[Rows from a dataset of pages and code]
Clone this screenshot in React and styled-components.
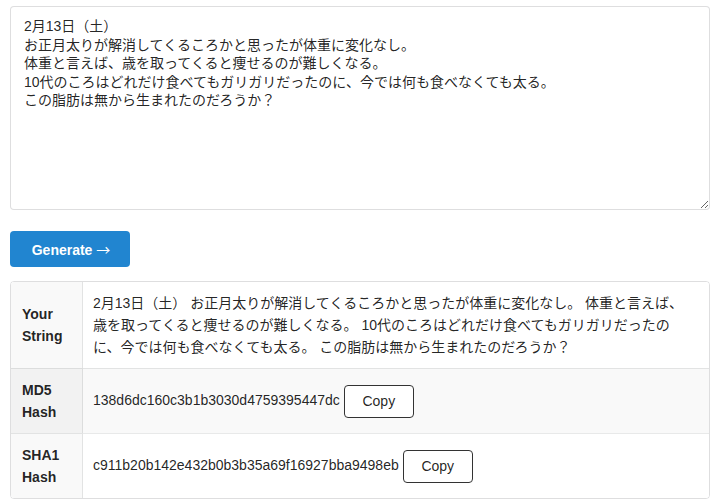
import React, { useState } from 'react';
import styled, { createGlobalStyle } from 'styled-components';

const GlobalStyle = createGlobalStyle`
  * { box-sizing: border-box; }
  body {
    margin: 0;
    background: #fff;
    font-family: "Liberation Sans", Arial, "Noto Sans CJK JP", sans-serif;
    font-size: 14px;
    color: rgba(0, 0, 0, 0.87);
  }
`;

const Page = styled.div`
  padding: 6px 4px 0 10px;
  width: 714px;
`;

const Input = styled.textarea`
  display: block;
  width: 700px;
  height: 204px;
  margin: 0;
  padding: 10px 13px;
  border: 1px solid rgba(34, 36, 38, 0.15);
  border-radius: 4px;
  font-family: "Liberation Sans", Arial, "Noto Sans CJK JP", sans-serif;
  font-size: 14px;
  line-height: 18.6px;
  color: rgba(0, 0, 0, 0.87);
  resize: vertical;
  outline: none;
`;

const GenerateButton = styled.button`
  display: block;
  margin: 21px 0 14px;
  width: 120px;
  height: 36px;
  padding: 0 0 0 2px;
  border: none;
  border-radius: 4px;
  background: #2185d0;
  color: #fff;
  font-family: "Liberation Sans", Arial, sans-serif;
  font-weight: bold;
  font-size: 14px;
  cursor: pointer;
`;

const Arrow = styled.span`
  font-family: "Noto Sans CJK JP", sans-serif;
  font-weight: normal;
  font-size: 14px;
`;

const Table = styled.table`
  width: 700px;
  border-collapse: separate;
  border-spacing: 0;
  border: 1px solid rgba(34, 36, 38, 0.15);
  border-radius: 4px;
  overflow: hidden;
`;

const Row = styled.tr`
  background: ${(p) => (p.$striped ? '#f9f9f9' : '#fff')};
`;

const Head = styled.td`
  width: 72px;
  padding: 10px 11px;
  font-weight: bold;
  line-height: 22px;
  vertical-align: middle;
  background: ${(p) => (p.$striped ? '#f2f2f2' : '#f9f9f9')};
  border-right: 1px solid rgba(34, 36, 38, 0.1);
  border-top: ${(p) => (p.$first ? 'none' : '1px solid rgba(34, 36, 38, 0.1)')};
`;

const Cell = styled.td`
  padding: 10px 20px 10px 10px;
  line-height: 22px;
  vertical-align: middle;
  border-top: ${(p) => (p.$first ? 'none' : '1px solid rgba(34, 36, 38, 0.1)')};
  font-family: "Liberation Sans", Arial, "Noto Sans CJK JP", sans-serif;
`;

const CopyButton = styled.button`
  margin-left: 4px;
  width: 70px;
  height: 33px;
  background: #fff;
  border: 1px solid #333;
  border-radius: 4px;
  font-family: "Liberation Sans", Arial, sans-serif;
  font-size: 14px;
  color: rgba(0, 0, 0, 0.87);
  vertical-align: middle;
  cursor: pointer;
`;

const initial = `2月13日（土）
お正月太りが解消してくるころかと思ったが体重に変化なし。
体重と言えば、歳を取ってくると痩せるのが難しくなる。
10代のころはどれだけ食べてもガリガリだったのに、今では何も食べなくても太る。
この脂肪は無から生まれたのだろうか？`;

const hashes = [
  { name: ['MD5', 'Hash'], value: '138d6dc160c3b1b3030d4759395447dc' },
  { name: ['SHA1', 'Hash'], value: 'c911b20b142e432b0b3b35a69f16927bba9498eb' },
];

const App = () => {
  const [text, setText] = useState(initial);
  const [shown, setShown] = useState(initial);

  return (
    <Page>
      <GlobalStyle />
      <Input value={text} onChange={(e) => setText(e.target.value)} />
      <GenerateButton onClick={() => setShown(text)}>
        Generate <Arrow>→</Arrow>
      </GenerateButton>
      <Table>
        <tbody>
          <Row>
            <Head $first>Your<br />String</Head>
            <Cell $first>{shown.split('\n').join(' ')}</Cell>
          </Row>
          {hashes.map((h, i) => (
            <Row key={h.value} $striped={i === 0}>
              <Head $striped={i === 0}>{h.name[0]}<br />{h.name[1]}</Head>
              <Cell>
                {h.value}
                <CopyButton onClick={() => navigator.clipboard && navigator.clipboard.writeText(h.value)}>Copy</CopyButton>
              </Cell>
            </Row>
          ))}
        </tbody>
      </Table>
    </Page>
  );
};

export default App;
* * *
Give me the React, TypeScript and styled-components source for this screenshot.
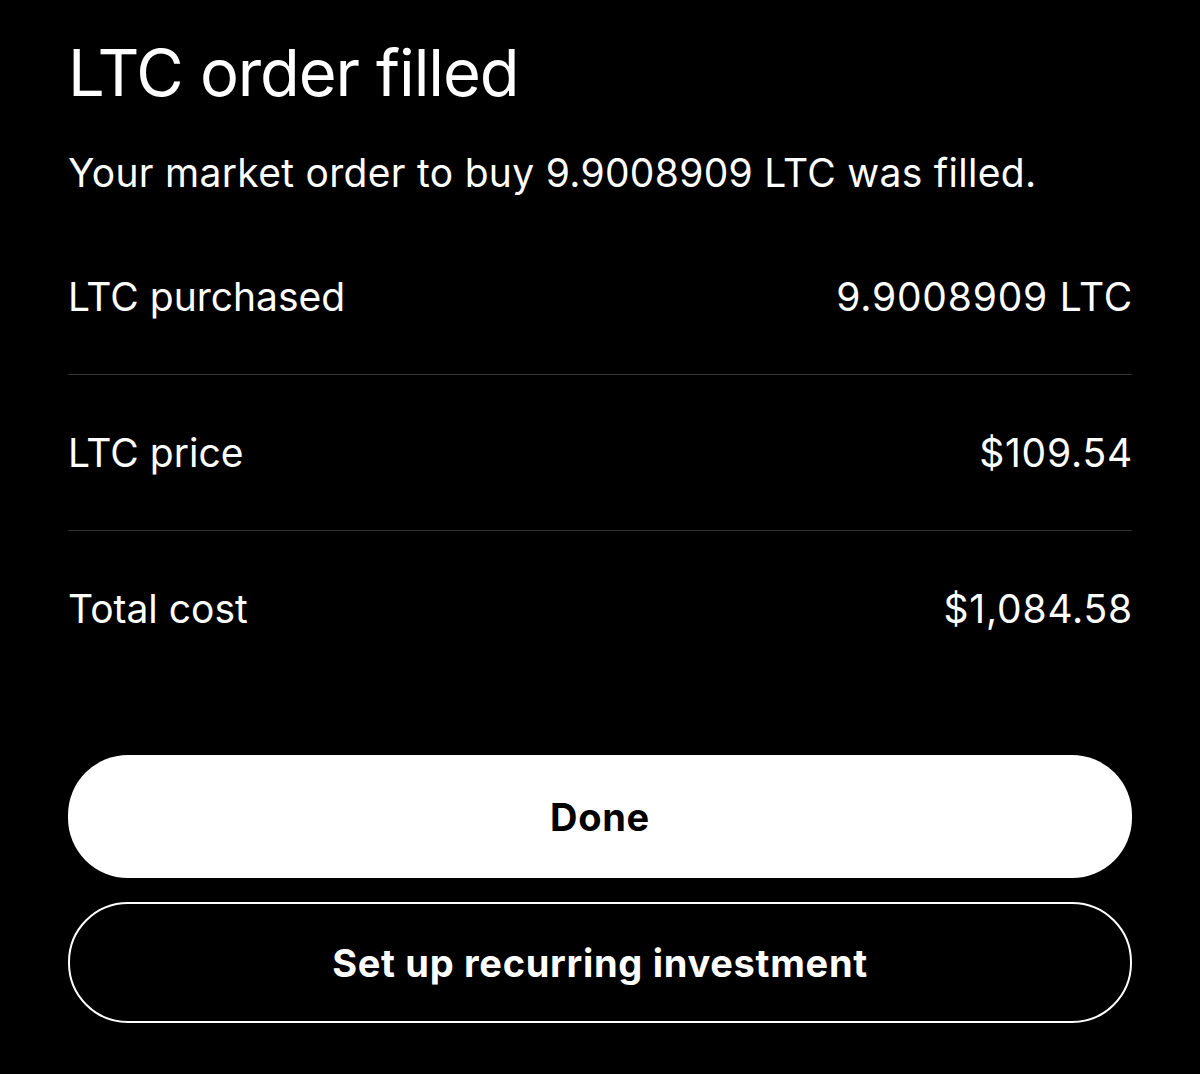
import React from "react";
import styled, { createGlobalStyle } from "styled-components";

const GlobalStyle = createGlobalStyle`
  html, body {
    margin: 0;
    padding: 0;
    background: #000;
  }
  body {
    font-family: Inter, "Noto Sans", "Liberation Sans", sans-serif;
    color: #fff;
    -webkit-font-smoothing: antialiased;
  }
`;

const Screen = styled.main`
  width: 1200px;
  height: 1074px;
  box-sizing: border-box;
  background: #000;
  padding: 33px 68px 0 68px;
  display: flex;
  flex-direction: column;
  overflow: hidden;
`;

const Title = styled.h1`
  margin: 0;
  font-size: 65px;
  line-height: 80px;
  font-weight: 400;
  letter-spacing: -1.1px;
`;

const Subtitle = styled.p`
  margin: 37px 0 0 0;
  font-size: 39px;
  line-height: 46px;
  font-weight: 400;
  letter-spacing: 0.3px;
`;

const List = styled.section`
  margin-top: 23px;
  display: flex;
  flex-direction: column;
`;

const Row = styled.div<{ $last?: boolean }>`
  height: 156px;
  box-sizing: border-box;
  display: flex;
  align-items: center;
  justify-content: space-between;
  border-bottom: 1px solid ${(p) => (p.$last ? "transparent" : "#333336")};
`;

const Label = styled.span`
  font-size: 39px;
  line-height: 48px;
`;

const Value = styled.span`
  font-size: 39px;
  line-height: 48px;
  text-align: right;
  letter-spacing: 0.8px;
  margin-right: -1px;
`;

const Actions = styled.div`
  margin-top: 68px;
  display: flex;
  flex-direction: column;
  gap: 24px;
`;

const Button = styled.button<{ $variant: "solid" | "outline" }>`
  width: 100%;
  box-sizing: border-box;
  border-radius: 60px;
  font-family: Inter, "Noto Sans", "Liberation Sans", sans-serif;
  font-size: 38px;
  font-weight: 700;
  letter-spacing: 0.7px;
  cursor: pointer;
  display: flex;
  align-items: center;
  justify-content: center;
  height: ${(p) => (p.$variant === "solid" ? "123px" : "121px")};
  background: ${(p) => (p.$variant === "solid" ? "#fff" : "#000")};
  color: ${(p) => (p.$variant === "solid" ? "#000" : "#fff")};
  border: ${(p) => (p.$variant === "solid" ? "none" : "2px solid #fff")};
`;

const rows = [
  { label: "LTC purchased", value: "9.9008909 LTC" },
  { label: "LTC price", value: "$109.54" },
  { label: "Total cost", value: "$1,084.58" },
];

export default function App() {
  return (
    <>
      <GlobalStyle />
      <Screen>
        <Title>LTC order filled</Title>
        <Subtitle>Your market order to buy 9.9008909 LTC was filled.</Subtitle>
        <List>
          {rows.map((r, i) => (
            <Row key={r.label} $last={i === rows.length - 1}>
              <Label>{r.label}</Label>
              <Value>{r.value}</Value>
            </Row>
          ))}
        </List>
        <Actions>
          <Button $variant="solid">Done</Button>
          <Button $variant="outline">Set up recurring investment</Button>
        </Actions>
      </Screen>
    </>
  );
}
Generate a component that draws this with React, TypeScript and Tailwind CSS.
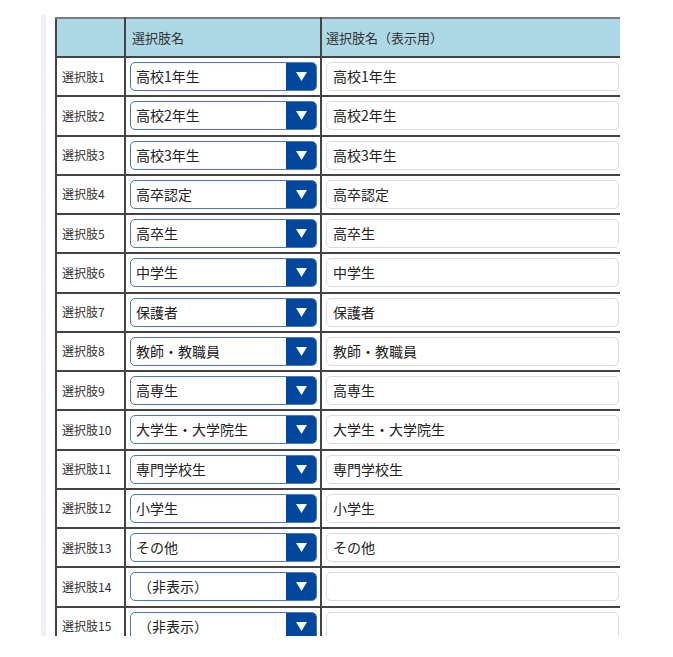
==
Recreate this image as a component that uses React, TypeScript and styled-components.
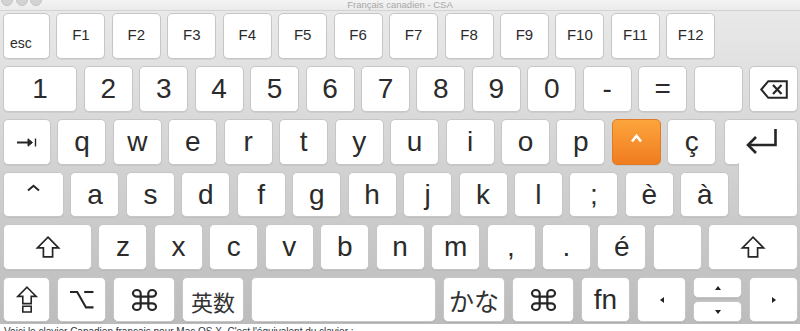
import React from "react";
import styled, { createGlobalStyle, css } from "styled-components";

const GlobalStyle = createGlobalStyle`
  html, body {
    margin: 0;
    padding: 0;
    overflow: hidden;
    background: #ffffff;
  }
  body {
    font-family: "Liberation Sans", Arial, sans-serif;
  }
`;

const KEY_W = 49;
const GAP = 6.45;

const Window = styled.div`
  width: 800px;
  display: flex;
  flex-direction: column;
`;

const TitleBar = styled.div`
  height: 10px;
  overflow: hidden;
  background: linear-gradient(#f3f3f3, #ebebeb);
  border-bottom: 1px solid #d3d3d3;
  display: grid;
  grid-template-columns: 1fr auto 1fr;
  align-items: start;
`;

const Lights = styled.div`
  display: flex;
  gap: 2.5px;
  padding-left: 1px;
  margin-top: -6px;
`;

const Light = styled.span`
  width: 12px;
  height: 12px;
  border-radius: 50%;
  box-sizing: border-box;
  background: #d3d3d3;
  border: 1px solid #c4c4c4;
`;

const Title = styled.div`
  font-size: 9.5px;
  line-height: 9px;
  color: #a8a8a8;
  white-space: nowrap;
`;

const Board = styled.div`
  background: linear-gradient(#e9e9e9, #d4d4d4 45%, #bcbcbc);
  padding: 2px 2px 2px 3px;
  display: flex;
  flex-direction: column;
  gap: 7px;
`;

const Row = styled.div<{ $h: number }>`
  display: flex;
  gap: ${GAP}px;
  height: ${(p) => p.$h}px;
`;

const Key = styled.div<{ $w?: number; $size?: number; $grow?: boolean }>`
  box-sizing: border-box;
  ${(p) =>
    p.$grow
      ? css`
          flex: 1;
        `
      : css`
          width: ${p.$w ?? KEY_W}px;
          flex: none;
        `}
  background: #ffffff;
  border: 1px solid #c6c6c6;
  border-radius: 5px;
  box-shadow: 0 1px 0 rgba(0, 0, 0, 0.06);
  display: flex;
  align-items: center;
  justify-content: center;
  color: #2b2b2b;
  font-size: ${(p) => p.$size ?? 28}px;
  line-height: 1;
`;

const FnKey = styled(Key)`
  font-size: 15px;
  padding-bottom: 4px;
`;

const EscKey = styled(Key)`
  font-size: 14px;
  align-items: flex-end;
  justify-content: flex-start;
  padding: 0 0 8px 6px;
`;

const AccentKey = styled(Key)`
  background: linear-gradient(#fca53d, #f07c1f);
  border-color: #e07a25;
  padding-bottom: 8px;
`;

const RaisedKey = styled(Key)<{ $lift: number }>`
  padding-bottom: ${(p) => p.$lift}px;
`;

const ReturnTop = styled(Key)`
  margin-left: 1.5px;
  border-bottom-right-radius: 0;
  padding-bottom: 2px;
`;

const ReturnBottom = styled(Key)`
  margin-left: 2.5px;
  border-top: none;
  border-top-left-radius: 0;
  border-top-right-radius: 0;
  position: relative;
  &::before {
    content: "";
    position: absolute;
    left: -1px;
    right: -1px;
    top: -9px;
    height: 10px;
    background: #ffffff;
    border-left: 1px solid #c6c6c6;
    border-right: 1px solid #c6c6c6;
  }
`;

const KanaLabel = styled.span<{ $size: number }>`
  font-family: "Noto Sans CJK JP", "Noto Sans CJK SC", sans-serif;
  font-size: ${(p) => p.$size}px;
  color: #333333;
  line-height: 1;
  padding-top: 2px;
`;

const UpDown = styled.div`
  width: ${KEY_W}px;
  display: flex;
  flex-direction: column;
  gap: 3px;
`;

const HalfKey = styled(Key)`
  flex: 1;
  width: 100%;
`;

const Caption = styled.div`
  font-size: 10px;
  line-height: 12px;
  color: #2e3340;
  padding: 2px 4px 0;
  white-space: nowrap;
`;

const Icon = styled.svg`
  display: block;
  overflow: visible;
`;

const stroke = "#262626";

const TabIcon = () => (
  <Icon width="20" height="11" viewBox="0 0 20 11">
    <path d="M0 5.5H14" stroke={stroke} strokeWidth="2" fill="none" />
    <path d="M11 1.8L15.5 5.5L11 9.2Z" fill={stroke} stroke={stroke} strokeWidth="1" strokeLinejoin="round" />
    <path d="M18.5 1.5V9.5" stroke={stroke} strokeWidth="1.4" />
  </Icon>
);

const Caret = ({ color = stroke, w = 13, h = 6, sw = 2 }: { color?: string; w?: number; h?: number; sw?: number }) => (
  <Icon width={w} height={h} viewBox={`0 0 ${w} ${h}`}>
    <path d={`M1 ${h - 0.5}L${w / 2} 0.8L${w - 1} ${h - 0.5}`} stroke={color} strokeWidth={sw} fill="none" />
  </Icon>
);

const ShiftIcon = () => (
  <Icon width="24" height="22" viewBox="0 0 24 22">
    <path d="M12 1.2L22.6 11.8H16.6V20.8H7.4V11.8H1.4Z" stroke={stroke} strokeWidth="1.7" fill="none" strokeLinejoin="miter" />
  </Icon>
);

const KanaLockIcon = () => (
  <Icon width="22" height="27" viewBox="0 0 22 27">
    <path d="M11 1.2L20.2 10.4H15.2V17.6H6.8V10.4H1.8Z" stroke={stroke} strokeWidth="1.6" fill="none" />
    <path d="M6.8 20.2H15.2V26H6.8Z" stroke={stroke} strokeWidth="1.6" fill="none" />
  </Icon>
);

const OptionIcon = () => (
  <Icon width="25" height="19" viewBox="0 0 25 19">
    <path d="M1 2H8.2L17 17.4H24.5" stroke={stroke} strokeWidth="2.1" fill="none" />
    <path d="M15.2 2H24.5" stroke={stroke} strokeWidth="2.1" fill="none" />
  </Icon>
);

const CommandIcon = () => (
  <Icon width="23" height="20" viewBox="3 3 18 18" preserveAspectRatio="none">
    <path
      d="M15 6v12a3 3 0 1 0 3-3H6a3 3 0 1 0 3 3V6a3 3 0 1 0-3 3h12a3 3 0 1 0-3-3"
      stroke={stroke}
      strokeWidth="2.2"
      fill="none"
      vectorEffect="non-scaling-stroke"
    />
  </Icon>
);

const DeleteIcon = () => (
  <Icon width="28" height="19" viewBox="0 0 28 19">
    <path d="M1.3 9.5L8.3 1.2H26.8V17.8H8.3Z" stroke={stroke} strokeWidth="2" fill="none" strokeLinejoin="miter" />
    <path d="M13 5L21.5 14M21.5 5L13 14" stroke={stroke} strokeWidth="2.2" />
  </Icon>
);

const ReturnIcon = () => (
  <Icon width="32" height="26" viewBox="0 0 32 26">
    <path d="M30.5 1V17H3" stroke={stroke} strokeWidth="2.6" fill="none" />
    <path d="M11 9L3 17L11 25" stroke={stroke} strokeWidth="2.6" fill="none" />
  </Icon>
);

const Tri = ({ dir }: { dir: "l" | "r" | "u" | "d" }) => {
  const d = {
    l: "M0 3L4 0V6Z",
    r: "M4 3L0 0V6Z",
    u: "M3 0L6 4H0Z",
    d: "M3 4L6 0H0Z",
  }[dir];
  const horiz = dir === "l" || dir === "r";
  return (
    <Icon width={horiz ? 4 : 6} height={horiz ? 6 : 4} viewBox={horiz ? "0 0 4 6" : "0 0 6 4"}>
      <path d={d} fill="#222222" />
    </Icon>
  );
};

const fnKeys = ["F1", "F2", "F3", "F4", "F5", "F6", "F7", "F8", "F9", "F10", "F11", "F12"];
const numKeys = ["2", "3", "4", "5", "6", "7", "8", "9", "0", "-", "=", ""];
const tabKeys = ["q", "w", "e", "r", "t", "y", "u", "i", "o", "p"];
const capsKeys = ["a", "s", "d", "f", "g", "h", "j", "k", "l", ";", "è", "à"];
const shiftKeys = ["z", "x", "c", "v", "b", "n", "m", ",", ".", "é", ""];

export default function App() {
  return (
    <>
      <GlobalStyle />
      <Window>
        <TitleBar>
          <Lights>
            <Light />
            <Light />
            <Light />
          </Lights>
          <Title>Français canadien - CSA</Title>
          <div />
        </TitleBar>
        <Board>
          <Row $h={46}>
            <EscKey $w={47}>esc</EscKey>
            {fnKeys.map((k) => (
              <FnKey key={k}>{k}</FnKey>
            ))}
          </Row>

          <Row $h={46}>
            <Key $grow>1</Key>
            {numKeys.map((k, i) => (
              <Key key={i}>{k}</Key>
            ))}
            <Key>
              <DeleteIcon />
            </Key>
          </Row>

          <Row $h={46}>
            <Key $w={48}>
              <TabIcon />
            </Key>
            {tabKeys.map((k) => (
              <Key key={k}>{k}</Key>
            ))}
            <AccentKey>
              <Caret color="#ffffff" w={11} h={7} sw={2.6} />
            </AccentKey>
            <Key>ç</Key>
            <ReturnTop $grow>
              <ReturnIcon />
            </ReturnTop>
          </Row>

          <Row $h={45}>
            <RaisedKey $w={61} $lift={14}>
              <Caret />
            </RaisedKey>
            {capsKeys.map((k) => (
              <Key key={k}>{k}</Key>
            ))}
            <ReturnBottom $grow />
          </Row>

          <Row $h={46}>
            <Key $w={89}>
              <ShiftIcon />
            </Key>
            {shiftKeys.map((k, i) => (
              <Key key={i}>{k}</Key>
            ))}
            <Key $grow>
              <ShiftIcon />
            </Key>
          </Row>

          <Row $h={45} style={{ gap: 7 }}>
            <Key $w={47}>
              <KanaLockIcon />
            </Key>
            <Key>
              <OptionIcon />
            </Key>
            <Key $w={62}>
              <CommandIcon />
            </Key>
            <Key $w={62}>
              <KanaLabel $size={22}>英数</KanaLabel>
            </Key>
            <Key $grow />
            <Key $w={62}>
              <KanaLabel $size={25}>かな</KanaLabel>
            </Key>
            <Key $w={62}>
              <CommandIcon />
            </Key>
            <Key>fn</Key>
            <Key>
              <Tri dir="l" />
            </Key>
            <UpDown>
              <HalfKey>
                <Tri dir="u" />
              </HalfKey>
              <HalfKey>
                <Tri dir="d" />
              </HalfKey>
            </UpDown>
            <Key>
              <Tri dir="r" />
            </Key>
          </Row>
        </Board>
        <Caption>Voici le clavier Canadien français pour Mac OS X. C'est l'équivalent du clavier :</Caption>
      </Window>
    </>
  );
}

## The exercise
Which lines contain the word "that"? Copy each of them.

## Response
Generate a component that draws this with React, TypeScript and Tailwind CSS.
Recreate this image as a component that uses React, TypeScript and styled-components.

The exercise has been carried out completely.